L’astuce était « d’emprunter un corps pour y mettre son âme », c’est-à-dire rediriger ses sources d’inspiration (nature, amour, vie et autre) vers l’éloge d’un leader ou à la limite de travailleurs modèles ; c’est ce qui permet d’insuffler une nature politique à son poème. Sur le modèle des poèmes du grand poète prolétaire Maïakovski, continue ironiquement Zhang Xianliang, le poème socialiste est ainsi une eulogie d’un grand leader permettant d’exprimer ses émotions, et non destiné à faire l’éloge du leader. C’est ainsi, dit-il en marge du 16 juillet qui fait état de plusieurs poèmes envoyés au journal du Ningxia, qu’il a écrit un hommage à la Commune populaire, disant que toute la Chine devrait devenir une immense Commune populaire, et que ceci serait conforme à l’idéal de grande harmonie prôné par Confucius… Étonnant, dit-il encore avant de passer au 17 juillet, qu’il ait pensé à écrire de la poésie alors que les gens mouraient comme des mouches autour de lui et dommage qu’il ait souffert autant de la famine, il aurait pu écrire tellement d’eulogies socialistes s’il avait eu le ventre plein….

 

On pense aux pages de Lu Xun (魯迅) sur le sujet, dans son recueil d’essais publié en 1926 « Sous le dais fleuri » (《华盖集》) où il fait d’ailleurs preuve du même humour. Au début de l’essai intitulé « Après avoir "heurté le mur" » (碰壁之后), il dit en particulier :

我平日常常对我的年青的同学们说:古人所谓穷愁著书的话,是不大可靠的。穷到透顶,愁得要死的人,那里还有这许多闲情逸致来著书?我们从来没有见过候补的饿殍在沟壑边吟哦;

Je dis souvent à mes jeunes élèves qu’il ne faut pas accorder trop de crédit à ce que disaient les anciens : que « misère et soucis font les grands romans » [4]. Ceux qui sont dans la misère noire, qui sont accablés de soucis à en vouloir mourir, comment auraient-ils le loisir et l’envie d’écrire ? On n’a jamais vu des gens épuisés par la faim psalmodier des poèmes sur le bord d’un fossé…

 

Mais l’humour a ses limites. Et ce qui reste en fin de compte, qui émerge quand tout semble être dit, c’est un souvenir lancinant, obsédant, une image qui symbolise toute l’atrocité de la période.

 

L’atroce réalité de la faim

 

Cette image, c’est celle d’une femme venue d’un village lointain du Gansu, avec sa petite fille, voir son mari pour lui apporter dans un misérable petit sac ce qu’elle a pu économiser de nourriture pendant dieu sait combien de temps. Et lui, comme une bête, de se précipiter sur elle pour lui ravir son offrande et l’emporter pour l’engloutir seul, sans même songer à le partager. Puis, repus, se suicidant, de manière incompréhensible.

 

Après réflexion, nous dit Zhang Xianliang, ce qui s’est sans doute passé, c’est qu’il a brusquement été atterré de réaliser à quel point d’inhumanité la faim dans le camp l’avait réduit. Voilà ce qui est arrivé le 4 septembre, dont on ne trouve pas mention dans le journal. Le souvenir semble s’être inscrit dans l’esprit de Zhang Xianliang comme au fer rouge [5].

 

La réforme par le travail ne fait pas perdre à un homme tout sentiment humain, dit-il, la faim, si. La faim avait annihilé les sentiments humains. L’ultime pensée, en refermant le journal, est pour la petite fille… « Grass Soup » atteint dans ces dernières pages une intensité émotionnelle parfaitement maîtrisée qui laisse secoué, et admiratif.

 

 


 


[1] Selon les titres anglais des deux œuvres dans leur traduction par Martha Avery :

- Grass Soup (《烦恼就是智慧》), David R. Godine publisher, 1995.
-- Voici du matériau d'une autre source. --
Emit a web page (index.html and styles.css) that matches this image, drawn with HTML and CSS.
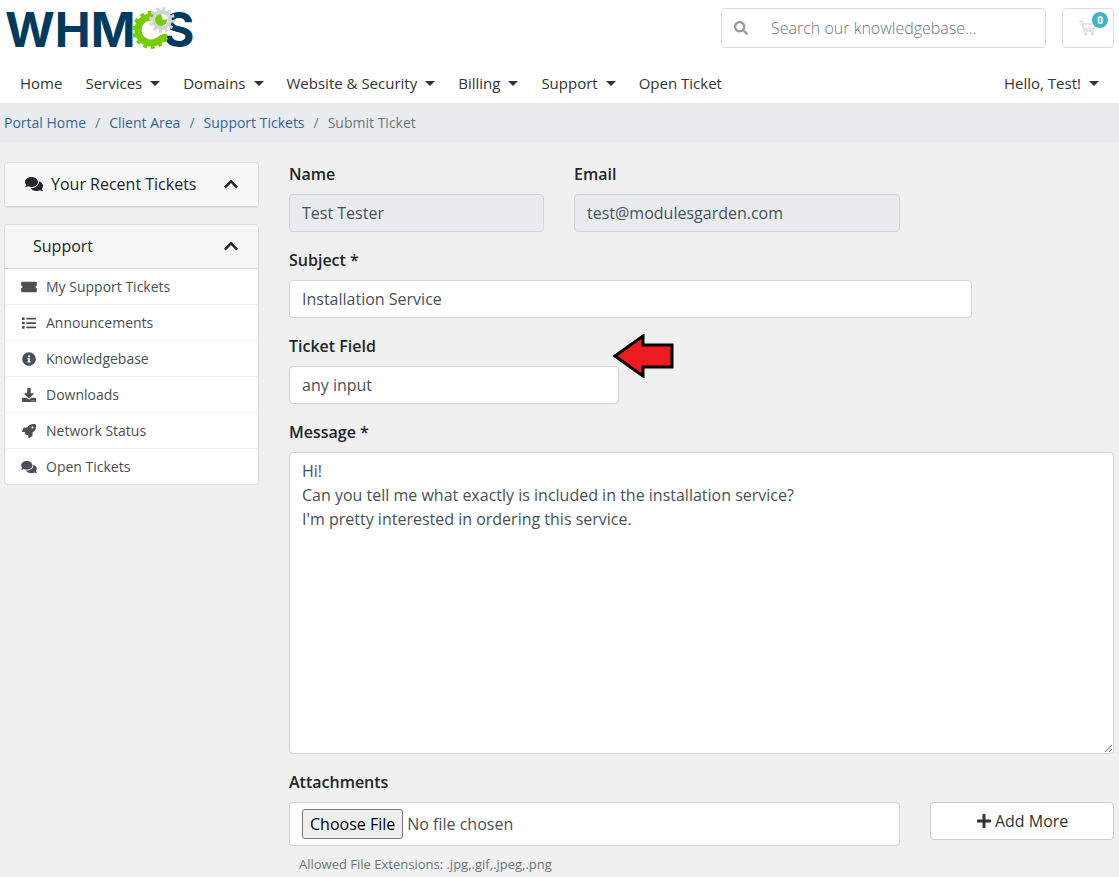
FILE: index.html
```html
<!DOCTYPE html>
<html lang="en">
<head>
<meta charset="utf-8">
<meta name="viewport" content="width=device-width, initial-scale=1">
<title>Submit Ticket - WHMCS</title>
<link rel="stylesheet" href="styles.css">
</head>
<body>
<svg class="sprite" aria-hidden="true">
  <symbol id="i-comments" viewBox="0 0 576 512"><path d="M416 192c0-88.4-93.1-160-208-160S0 103.6 0 192c0 34.3 14.1 65.9 38 92-13.4 30.2-35.5 54.2-35.8 54.5-2.2 2.3-2.8 5.7-1.5 8.7S4.8 352 8 352c36.6 0 66.9-12.3 88.7-25 32.2 15.7 70.3 25 111.3 25 114.9 0 208-71.6 208-160zm122 220c23.9-26 38-57.7 38-92 0-66.9-53.5-124.2-129.3-148.1.9 6.6 1.3 13.3 1.3 20.1 0 105.9-107.7 192-240 192-10.8 0-21.3-.8-31.7-1.9C207.8 439.6 281.8 480 368 480c41 0 79.1-9.2 111.3-25 21.8 12.7 52.1 25 88.7 25 3.2 0 6.1-1.9 7.3-4.8 1.3-2.9.7-6.3-1.5-8.7-.3-.3-22.4-24.2-35.8-54.5z"/></symbol>
  <symbol id="i-ticket" viewBox="0 0 576 512"><path d="M528 256c0 26.5 21.5 48 48 48v96c0 26.5-21.5 48-48 48H48c-26.5 0-48-21.5-48-48v-96c26.5 0 48-21.5 48-48s-21.5-48-48-48v-96c0-26.5 21.5-48 48-48h480c26.5 0 48 21.5 48 48v96c-26.5 0-48 21.5-48 48z"/></symbol>
  <symbol id="i-list" viewBox="0 0 512 512"><path d="M16 48h64q16 0 16 16v64q0 16-16 16H16q-16 0-16-16V64q0-16 16-16zm0 160h64q16 0 16 16v64q0 16-16 16H16q-16 0-16-16v-64q0-16 16-16zm0 160h64q16 0 16 16v64q0 16-16 16H16q-16 0-16-16v-64q0-16 16-16zM176 64h320q16 0 16 16v32q0 16-16 16H176q-16 0-16-16V80q0-16 16-16zm0 160h320q16 0 16 16v32q0 16-16 16H176q-16 0-16-16v-32q0-16 16-16zm0 160h320q16 0 16 16v32q0 16-16 16H176q-16 0-16-16v-32q0-16 16-16z"/></symbol>
  <symbol id="i-info" viewBox="0 0 512 512"><path d="M256 8C119.043 8 8 119.083 8 256c0 136.997 111.043 248 248 248s248-111.003 248-248C504 119.083 392.957 8 256 8zm0 110c23.196 0 42 18.804 42 42s-18.804 42-42 42-42-18.804-42-42 18.804-42 42-42zm56 254c0 6.627-5.373 12-12 12h-88c-6.627 0-12-5.373-12-12v-24c0-6.627 5.373-12 12-12h12v-64h-12c-6.627 0-12-5.373-12-12v-24c0-6.627 5.373-12 12-12h64c6.627 0 12 5.373 12 12v100h12c6.627 0 12 5.373 12 12v24z"/></symbol>
  <symbol id="i-download" viewBox="0 0 512 512"><path d="M216 0h80c13.3 0 24 10.7 24 24v168h87.7c17.8 0 26.7 21.5 14.1 34.1L269.7 378.3c-7.5 7.5-19.8 7.5-27.3 0L90.1 226.1c-12.6-12.6-3.7-34.1 14.1-34.1H192V24c0-13.3 10.7-24 24-24zm296 376v112c0 13.3-10.7 24-24 24H24c-13.3 0-24-10.7-24-24V376c0-13.3 10.7-24 24-24h146.7l49 49c20.1 20.1 52.5 20.1 72.6 0l49-49H488c13.3 0 24 10.7 24 24zm-124 88c0-11-9-20-20-20s-20 9-20 20 9 20 20 20 20-9 20-20zm64 0c0-11-9-20-20-20s-20 9-20 20 9 20 20 20 20-9 20-20z"/></symbol>
  <symbol id="i-rocket" viewBox="0 0 512 512"><path d="M505.12 19.094c-1.19-5.531-6.658-11-12.207-12.188C460.716 0 435.507 0 410.407 0 307.175 0 245.269 55.203 199.052 128H94.838c-16.348.016-35.557 11.875-42.887 26.484L2.516 253.297A28.4 28.4 0 0 0 0 264a24 24 0 0 0 24.006 24h103.81l-22.474 22.469c-11.366 11.361-12.996 32.258 0 45.25l50.904 50.906c11.156 11.188 32.156 13.156 45.277 0l22.475-22.469V488a24 24 0 0 0 24.006 24 28.56 28.56 0 0 0 10.707-2.516l98.728-49.39c14.629-7.297 26.508-26.5 26.508-42.86V312.797c72.597-46.313 128.035-108.406 128.035-211.094.093-25.203.093-50.406-6.862-82.609zM384.04 168a40 40 0 1 1 40.01-40 40.023 40.023 0 0 1-40.01 40z"/></symbol>
  <symbol id="i-search" viewBox="0 0 512 512"><path d="M505 442.7L405.3 343c-4.5-4.5-10.6-7-17-7H372c27.6-35.3 44-79.7 44-128C416 93.1 322.9 0 208 0S0 93.1 0 208s93.1 208 208 208c48.3 0 92.7-16.4 128-44v16.3c0 6.4 2.5 12.5 7 17l99.7 99.7c9.4 9.4 24.6 9.4 33.9 0l28.3-28.3c9.4-9.4 9.4-24.6.1-34zM208 336c-70.7 0-128-57.2-128-128 0-70.7 57.2-128 128-128 70.7 0 128 57.2 128 128 0 70.7-57.2 128-128 128z"/></symbol>
  <symbol id="i-chevron" viewBox="0 0 448 512"><path d="M240.971 130.524l194.343 194.343c9.373 9.373 9.373 24.569 0 33.941l-22.667 22.667c-9.357 9.357-24.522 9.375-33.901.04L224 227.495 69.255 381.516c-9.379 9.335-24.544 9.317-33.901-.04l-22.667-22.667c-9.373-9.373-9.373-24.569 0-33.941L207.03 130.525c9.372-9.373 24.568-9.373 33.941-.001z"/></symbol>
  <symbol id="i-plus" viewBox="0 0 448 512"><path d="M416 208H272V64c0-17.67-14.33-32-32-32h-32c-17.67 0-32 14.33-32 32v144H32c-17.67 0-32 14.33-32 32v32c0 17.67 14.33 32 32 32h144v144c0 17.67 14.33 32 32 32h32c17.67 0 32-14.33 32-32V304h144c17.67 0 32-14.33 32-32v-32c0-17.67-14.33-32-32-32z"/></symbol>
  <symbol id="i-cart" viewBox="0 0 18 16"><path d="M0 1.5h3.2l2 9.5h9.6M3.7 4h13l-1.7 5H4.9" fill="none" stroke="currentColor" stroke-width="1.6" stroke-linejoin="round"/><circle cx="6.5" cy="13.8" r="1.7"/><circle cx="13.5" cy="13.8" r="1.7"/></symbol>
</svg>

<header class="header">
  <div class="topbar">
    <a class="logo" href="#" aria-label="WHMCS">
      <svg width="200" height="60" viewBox="0 0 200 60">
        <text class="logo-text" x="5" y="47">WHM</text>
        <text class="logo-text" x="163" y="47">S</text>
        <circle cx="151" cy="30" r="17" fill="#fff"/>
        <circle cx="151" cy="30" r="13" fill="none" stroke="#7c0" stroke-width="7"/>
        <circle cx="151" cy="30" r="17" fill="none" stroke="#7c0" stroke-width="4" stroke-dasharray="3.815"/>
        <circle cx="156" cy="28" r="9" fill="#fff"/>
        <path d="M156 20h14v14h-10q-4 3-7 1z" fill="#fff"/>
        <path d="M154 39q4 0 6-4h8l-3 7-8 2z" fill="#7c0"/>
        <circle cx="162" cy="20" r="8" fill="#fff" stroke="#d2d4d6" stroke-width="4"/>
        <circle cx="162" cy="20" r="11" fill="none" stroke="#d2d4d6" stroke-width="4" stroke-dasharray="2.88"/>
        <path d="M161 14a6 6 0 1 0 6 5l-4 1z" fill="#7c0"/>
      </svg>
    </a>
    <form class="search" role="search">
      <button class="search-button" type="button" aria-label="Search"><svg class="icon"><use href="#i-search"/></svg></button>
      <input class="search-input" type="text" aria-label="Search our knowledgebase" placeholder="Search our knowledgebase...">
    </form>
    <a class="cart" href="#" aria-label="Shopping cart"><svg class="cart-icon"><use href="#i-cart"/></svg><span class="badge">0</span></a>
  </div>
  <nav class="nav" aria-label="Main">
    <a href="#">Home</a>
    <a class="drop" href="#">Services</a>
    <a class="drop" href="#">Domains</a>
    <a class="drop" href="#">Website &amp; Security</a>
    <a class="drop" href="#">Billing</a>
    <a class="drop" href="#">Support</a>
    <a href="#">Open Ticket</a>
    <a class="drop account" href="#">Hello, Test!</a>
  </nav>
</header>

<nav class="breadcrumb" aria-label="Breadcrumb">
  <ol>
    <li><a href="#">Portal Home</a></li>
    <li><a href="#">Client Area</a></li>
    <li><a href="#">Support Tickets</a></li>
    <li aria-current="page">Submit Ticket</li>
  </ol>
</nav>

<div class="layout">
  <aside class="sidebar">
    <section class="card">
      <h2 class="card-header"><svg class="icon wide"><use href="#i-comments"/></svg>Your Recent Tickets<button class="toggle" type="button" aria-label="Toggle recent tickets"><svg class="icon"><use href="#i-chevron"/></svg></button></h2>
    </section>
    <section class="card">
      <h2 class="card-header plain">Support<button class="toggle" type="button" aria-label="Toggle support menu"><svg class="icon"><use href="#i-chevron"/></svg></button></h2>
      <ul class="menu">
        <li><a href="#"><svg class="icon"><use href="#i-ticket"/></svg>My Support Tickets</a></li>
        <li><a href="#"><svg class="icon"><use href="#i-list"/></svg>Announcements</a></li>
        <li><a href="#"><svg class="icon"><use href="#i-info"/></svg>Knowledgebase</a></li>
        <li><a href="#"><svg class="icon"><use href="#i-download"/></svg>Downloads</a></li>
        <li><a href="#"><svg class="icon"><use href="#i-rocket"/></svg>Network Status</a></li>
        <li><a href="#"><svg class="icon"><use href="#i-comments"/></svg>Open Tickets</a></li>
      </ul>
    </section>
  </aside>

  <main class="main">
    <form class="ticket-form">
      <div class="field span-4">
        <label for="name">Name</label>
        <input class="control" id="name" type="text" value="Test Tester" disabled>
      </div>
      <div class="field span-5">
        <label for="email">Email</label>
        <input class="control" id="email" type="email" value="test@modulesgarden.com" disabled>
      </div>
      <div class="field span-10">
        <label for="subject">Subject *</label>
        <input class="control" id="subject" type="text" value="Installation Service">
      </div>
      <div class="field span-12">
        <label for="custom">Ticket Field</label>
        <input class="control narrow" id="custom" type="text" value="any input">
        <svg class="arrow" width="62" height="44" viewBox="0 0 62 44" aria-hidden="true"><path d="M2 22L30 2v9h29v22H30v9z" fill="#ed1c24" stroke="#000" stroke-width="3"/></svg>
      </div>
      <div class="field span-12">
        <label for="message">Message *</label>
        <textarea class="control" id="message" rows="12">Hi!
Can you tell me what exactly is included in the installation service?
I'm pretty interested in ordering this service.</textarea>
      </div>
      <div class="field span-9">
        <label for="file">Attachments</label>
        <input class="control" id="file" type="file">
        <small class="hint">Allowed File Extensions: .jpg,.gif,.jpeg,.png</small>
      </div>
      <div class="field span-3 add">
        <button class="add-button" type="button"><svg class="icon"><use href="#i-plus"/></svg>Add More</button>
      </div>
    </form>
  </main>
</div>
</body>
</html>
```
FILE: styles.css
```css
* { box-sizing: border-box; }

body {
  margin: 0;
  background: #f0f0f0;
  color: #212529;
  font-family: "Open Sans", "Noto Sans", sans-serif;
  font-size: 16px;
  line-height: 24px;
}

a { text-decoration: none; }
button, input, textarea { font: inherit; }

.sprite { display: none; }
.icon { width: 16px; height: 14px; fill: currentColor; flex: none; }
.icon.wide { width: 18px; height: 16px; }

.header { background: #fff; }
.topbar {
  display: flex;
  align-items: flex-start;
  gap: 16px;
  padding-right: 5px;
}
.logo svg { display: block; }
.logo-text { font-family: Inter, sans-serif; font-size: 48px; font-weight: 700; fill: #003a5d; }

.search {
  display: flex;
  align-items: center;
  width: 325px;
  height: 40px;
  margin: 8px 0 0 auto;
  border: 1px solid #ddd;
  border-radius: 4px;
}
.search-button {
  display: flex;
  padding: 0 10px 0 11px;
  border: 0;
  background: none;
  color: #999;
}
.search-input {
  flex: 1;
  min-width: 0;
  padding: 0 12px;
  border: 0;
  background: none;
  color: #495057;
  font-weight: 300;
}
.search-input::placeholder { color: #6c757d; opacity: 1; }

.cart {
  position: relative;
  display: flex;
  align-items: center;
  justify-content: center;
  width: 52px;
  height: 40px;
  margin-top: 8px;
  border: 1px solid #ddd;
  border-radius: 4px;
  color: #ddd;
}
.cart-icon { width: 18px; height: 16px; fill: currentColor; }
.badge {
  position: absolute;
  top: 3px;
  right: 5px;
  width: 16px;
  height: 16px;
  border-radius: 8px;
  background: #42b3c6;
  color: #fff;
  font-size: 10px;
  font-weight: 700;
  line-height: 16px;
  text-align: center;
}

.nav {
  display: flex;
  gap: 23px;
  padding: 12px 20px 8px;
  font-size: 15px;
}
.nav a { color: #333; line-height: 23px; }
.drop { display: flex; align-items: center; gap: 8px; }
.drop::after {
  content: "";
  border: 5px solid transparent;
  border-top-color: currentColor;
  border-bottom: 0;
}
.account { margin-left: auto; }

.breadcrumb { background: #e8ecef; font-size: 14px; }
.breadcrumb ol {
  display: flex;
  margin: 0;
  padding: 8px 4px;
  line-height: 23px;
  list-style: none;
}
.breadcrumb li { color: #6c757d; }
.breadcrumb li + li::before { content: "/"; padding: 0 9px; }
.breadcrumb a { color: #336699; }

.layout {
  display: grid;
  grid-template-columns: repeat(12, minmax(0, 1fr));
  column-gap: 30px;
  align-items: start;
  padding: 20px 5px 12px 4px;
}
.sidebar { grid-column: span 3; display: grid; gap: 16px; }
.main { grid-column: span 9; }

.card {
  border: 1px solid #ddd;
  border-radius: 4px;
  background: #fff;
  overflow: hidden;
}
.card-header {
  display: flex;
  align-items: center;
  gap: 8px;
  margin: 0;
  padding: 9px 19px 10px 20px;
  border-bottom: 1px solid #d4d4d4;
  background: #f7f7f7;
  font-size: 16px;
  font-weight: 400;
}
.card-header.plain { padding-left: 28px; }
.toggle {
  display: flex;
  margin-left: auto;
  padding: 0;
  border: 0;
  background: none;
  color: inherit;
}
.toggle .icon { height: 16px; }

.menu { margin: 0; padding: 0; list-style: none; font-size: 14px; }
.menu li + li { border-top: 1px solid #efefef; }
.menu a {
  display: flex;
  align-items: center;
  gap: 9px;
  height: 35px;
  padding: 0 16px;
  color: #495057;
}

.ticket-form {
  display: grid;
  grid-template-columns: repeat(12, minmax(0, 1fr));
  gap: 16px 30px;
}
.field { position: relative; }
.span-3 { grid-column: span 3; }
.span-4 { grid-column: span 4; }
.span-5 { grid-column: span 5; }
.span-9 { grid-column: span 9; }
.span-10 { grid-column: 1 / span 10; }
.span-12 { grid-column: 1 / -1; }

.field label { display: block; margin-bottom: 8px; font-weight: 600; }
.control {
  display: block;
  width: 100%;
  padding: 6px 12px;
  border: 1px solid #ced4da;
  border-radius: 4px;
  background: #fff;
  color: #495057;
}
input.control { height: 38px; }
.control:disabled { background: #e8ecef; }
.control.narrow { width: 40%; }
textarea.control { resize: vertical; }
input[type="file"].control { height: 44px; }
.control::file-selector-button {
  height: 30px;
  padding: 1px 7px;
  border: 1px solid #767676;
  border-radius: 3px;
  background: #efefef;
  color: #000;
  font: inherit;
}
.arrow { position: absolute; top: 0; left: 324px; }

.hint { display: block; padding: 8px 10px 0; font-size: 13px; line-height: 20px; color: #6c757d; }
.add { padding-top: 32px; }
.add-button {
  display: flex;
  align-items: center;
  justify-content: center;
  gap: 3px;
  width: 100%;
  height: 38px;
  border: 1px solid #ccc;
  border-radius: 4px;
  background: #fff;
  color: #333;
}
.add-button .icon { height: 16px; }
```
- My Bodhi Tree (《我的菩提树》), Secker and Warburg, 1996.

[2] Famine aujourd’hui bien documentée, mais toujours passée sous silence en Chine où elle est désignée par l’euphémisme « les trois années difficiles ».
Voir « 
Stèle funéraire » (《墓碑》) de Yang Jisheng (杨继绳).

[3] La publication est bien répertoriée à l’année 1992, n° 5 :

http://www.zpxsxk.com/portal.php?mod=view&aid=324

Mais le texte chinois est difficile à trouver.

[5] Cette femme du Gansu en rappelle une autre, venue elle aussi rendre visite à son mari, dans un autre camp à la même époque, celui de Jiabiangou. C’est « la femme de Shanghai » (上海女人) du recueil de nouvelles de Yang Xianhui (杨显惠) paru en 2003, « Adieu à Jiabiangou » (《告别加边沟》), écrites à partir de témoignages d’anciens déportés survivants. Dans son cas, l’horreur est différente mais horreur il y a aussi.